When loyalty is paramount, the concept of sin is reduced to not toeing the line. When loyalty trumps principle, ethical and moral frameworks are hollowed out and we lose our ability to speak substantially to sin and injustice. This is what has happened to evangelical leaders like Franklin Graham, James Dobson and Jerry Falwell Jr., who have become “court prophets,” loyal to the leader.
It produces marked hypocrisy. In 1998, Franklin Graham said, “If someone will lie to or mislead his wife and daughter, what will prevent him from doing the same to the American public?” He said that in reference to Bill Clinton. From the standpoint of principle, that is a good and important question. But today, such statements have been revealed as serving only partisan loyalty, since Graham today says, “[Trump’s] thing with Stormy Daniels is nobody’s business.”
How crafty uncritical loyalty can be. It talks the talk of principle, but that’s not what guides it. This is one way to interpret the situation with Southwestern Baptist Theological Seminary President Paige Patterson’s comments about spousal abuse. In a years-old conversation, he appears to counsel women to stay with abusive men for the purpose of the man’s redemption. He has since tried to clarify, but all of us who watched Patterson and his colleagues take over the Southern Baptist Convention and drive women out of leadership positions know what this is about. At its root, this is about ensuring that women remain loyal and subservient to men.
Jesus was starkly criticized for being disloyal to “the children of Abraham” and Jewish law, saying instead that the “weightier matters of the law” were matters of principle: “justice, mercy and faithfulness.” Jesus went as far as to say that the principle of doing to others as you would have them do to you “sums up the Law and the Prophets” (Matt. 7:12).
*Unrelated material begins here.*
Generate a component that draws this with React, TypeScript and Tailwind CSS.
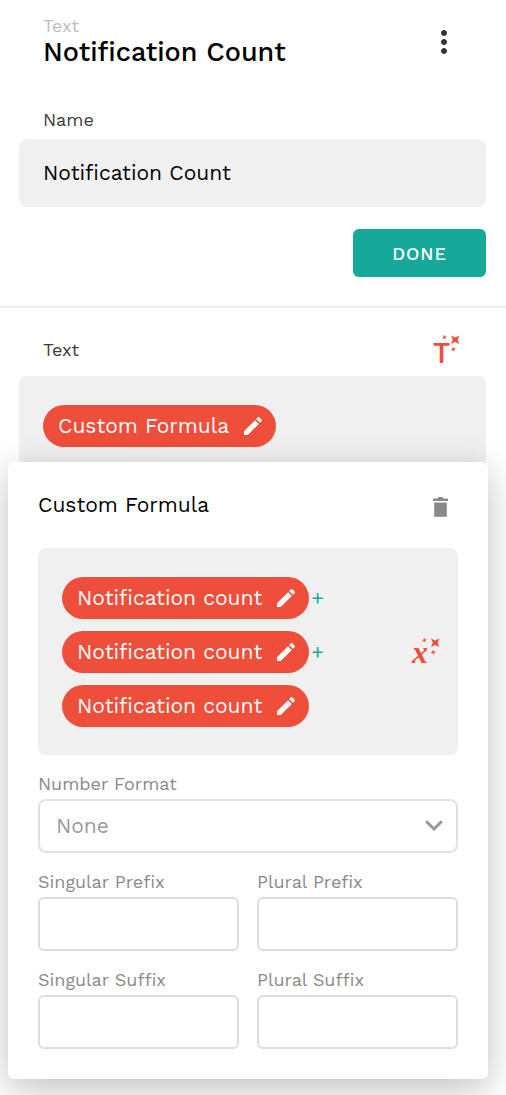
import { useId, useState } from "react";
import { MdEdit, MdMoreVert } from "react-icons/md";

function Sparkles() {
  return (
    <g fill="#ef4e3a">
      <path d="M18 1.5 22.2 3.4 26.4 1.5 24.6 5.7 26.4 9.9 22.2 8.1 18 9.9 19.8 5.7Z" />
      <path d="M11 0.8 12 2.6 14 2 12.3 3.7 12.4 5.4 11 4.3 8.8 4.4 10.4 2.8Z" />
      <path d="M20 12.6 21 14.4 23.2 14.2 21.4 15.8 21 17.8 19.7 16.2 17.8 16 19.4 14.6Z" />
    </g>
  );
}

function TextFormulaIcon() {
  return (
    <svg width="36" height="40" viewBox="-4 -4 36 40" aria-hidden="true">
      <text x="0" y="29" fill="#ef4e3a" className="font-['Roboto',sans-serif] text-[28px] font-medium">
        T
      </text>
      <Sparkles />
    </svg>
  );
}

function ValueFormulaIcon() {
  return (
    <svg width="38" height="42" viewBox="-6 -6 38 42" aria-hidden="true">
      <text x="-1" y="26" fill="#ef4e3a" className="font-['Liberation_Serif',serif] text-[32px] font-bold italic">
        x
      </text>
      <Sparkles />
    </svg>
  );
}

function TrashIcon() {
  return (
    <svg width="15" height="20" viewBox="0 0 15 20" fill="#8a8a8a" aria-hidden="true">
      <path d="M0 1.5H4.5L5.5 0H9.5L10.5 1.5H15V4H0Z" />
      <path d="M1.2 5.5H13.8V19.8H1.2Z" />
    </svg>
  );
}

function ChevronIcon() {
  return (
    <svg
      width="18"
      height="12"
      viewBox="0 0 18 12"
      fill="none"
      stroke="#9a9a9a"
      strokeWidth="3"
      strokeLinecap="round"
      aria-hidden="true"
      className="pointer-events-none absolute right-[15px]"
    >
      <path d="M2 2.2 9 9 16 2.2" />
    </svg>
  );
}

function Pill({ label }: { label: string }) {
  return (
    <button
      type="button"
      className="flex h-[42px] items-center gap-3 rounded-full bg-[#ef4e3a] pr-[11px] pl-[15px] text-[21px] text-white"
    >
      {label}
      <MdEdit size={24} aria-hidden="true" />
    </button>
  );
}

function AffixField({ label }: { label: string }) {
  const id = useId();
  return (
    <div className="flex min-w-0 flex-col">
      <label htmlFor={id} className="text-[18px] leading-[30px] text-[#8a8a8a]">
        {label}
      </label>
      <input
        id={id}
        type="text"
        className="h-[54px] w-full rounded-md border-2 border-[#dcdcdc] bg-white px-4 text-[21px] outline-none"
      />
    </div>
  );
}

function FormulaPopover() {
  const terms = ["Notification count", "Notification count", "Notification count"];
  return (
    <section
      aria-label="Custom Formula"
      className="absolute top-[86px] right-[18px] left-2 rounded-md bg-white px-[30px] pt-7 pb-[30px] shadow-[0_10px_36px_rgba(0,0,0,0.25)]"
    >
      <div className="flex items-center justify-between pr-[10px]">
        <h2 className="text-[21px] leading-[30px] text-black">Custom Formula</h2>
        <button type="button" aria-label="Delete formula" className="pt-1">
          <TrashIcon />
        </button>
      </div>

      <div className="mt-7 flex items-center justify-between rounded-lg bg-[#f0f0f0] pt-[29px] pr-[13px] pb-7 pl-6">
        <div className="flex flex-col gap-3">
          {terms.map((term, index) => (
            <div key={index} className="flex items-center gap-[2px]">
              <Pill label={term} />
              {index < terms.length - 1 && (
                <span className="text-[21px] text-[#16a999]">+</span>
              )}
            </div>
          ))}
        </div>
        <button type="button" aria-label="Insert value">
          <ValueFormulaIcon />
        </button>
      </div>

      <div className="mt-[14px] flex flex-col">
        <label htmlFor="number-format" className="text-[18px] leading-[30px] text-[#8a8a8a]">
          Number Format
        </label>
        <div className="relative flex items-center">
          <select
            id="number-format"
            className="h-[54px] w-full appearance-none rounded-lg border-2 border-[#e2e2e2] bg-white px-4 text-[21px] text-[#9a9a9a] outline-none"
          >
            <option>None</option>
          </select>
          <ChevronIcon />
        </div>
      </div>

      <div className="mt-[14px] grid grid-cols-2 gap-x-[18px] gap-y-[14px]">
        <AffixField label="Singular Prefix" />
        <AffixField label="Plural Prefix" />
        <AffixField label="Singular Suffix" />
        <AffixField label="Plural Suffix" />
      </div>
    </section>
  );
}

export default function App() {
  const [name, setName] = useState("Notification Count");
  return (
    <main className="min-h-screen overflow-hidden bg-white font-['Work_Sans','Inter',sans-serif]">
      <div className="border-b-2 border-[#eeeeee] pr-5 pb-[29px] pl-[19px]">
        <header className="flex items-center justify-between pt-4 pr-6 pl-6">
          <div>
            <p className="text-[18px] leading-5 text-[#bdbdbd]">Text</p>
            <h1 className="text-[27px] leading-8 font-medium text-black">Notification Count</h1>
          </div>
          <button type="button" aria-label="More options" className="text-[#333333]">
            <MdMoreVert size={36} />
          </button>
        </header>

        <label htmlFor="name" className="mt-[37px] block pl-6 text-[18px] leading-[30px] text-[#3c3c3c]">
          Name
        </label>
        <input
          id="name"
          type="text"
          value={name}
          onChange={(event) => setName(event.target.value)}
          className="mt-1 h-[68px] w-full rounded-lg bg-[#f0f0f0] px-6 pb-[2px] text-[21px] text-black outline-none"
        />

        <div className="mt-[22px] flex justify-end">
          <button
            type="button"
            className="h-12 w-[133px] rounded-md bg-[#16a999] text-[18px] font-medium tracking-wider text-white"
          >
            DONE
          </button>
        </div>
      </div>

      <div className="flex items-center justify-between pt-[22px] pr-[41px] pb-[6px] pl-[43px]">
        <h2 className="text-[18px] leading-[30px] text-[#3c3c3c]">Text</h2>
        <button type="button" aria-label="Insert text">
          <TextFormulaIcon />
        </button>
      </div>

      <div className="relative">
        <div className="mr-5 ml-[19px] flex h-32 items-start rounded-lg bg-[#f0f0f0] px-6 pt-[29px]">
          <Pill label="Custom Formula" />
        </div>
        <FormulaPopover />
      </div>
    </main>
  );
}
I have seen within Christianity a slip into a valueless loyalty to an abstract Christ (and the Christian “team”) as opposed to a desire to be a living reflection of the character of God as revealed in Jesus.
I pray that, in the midst of a discouraging spectacle of some Christians selling their soul, God will grant us the courage needed to put our loyalties in service to our values and principles, not the other way around.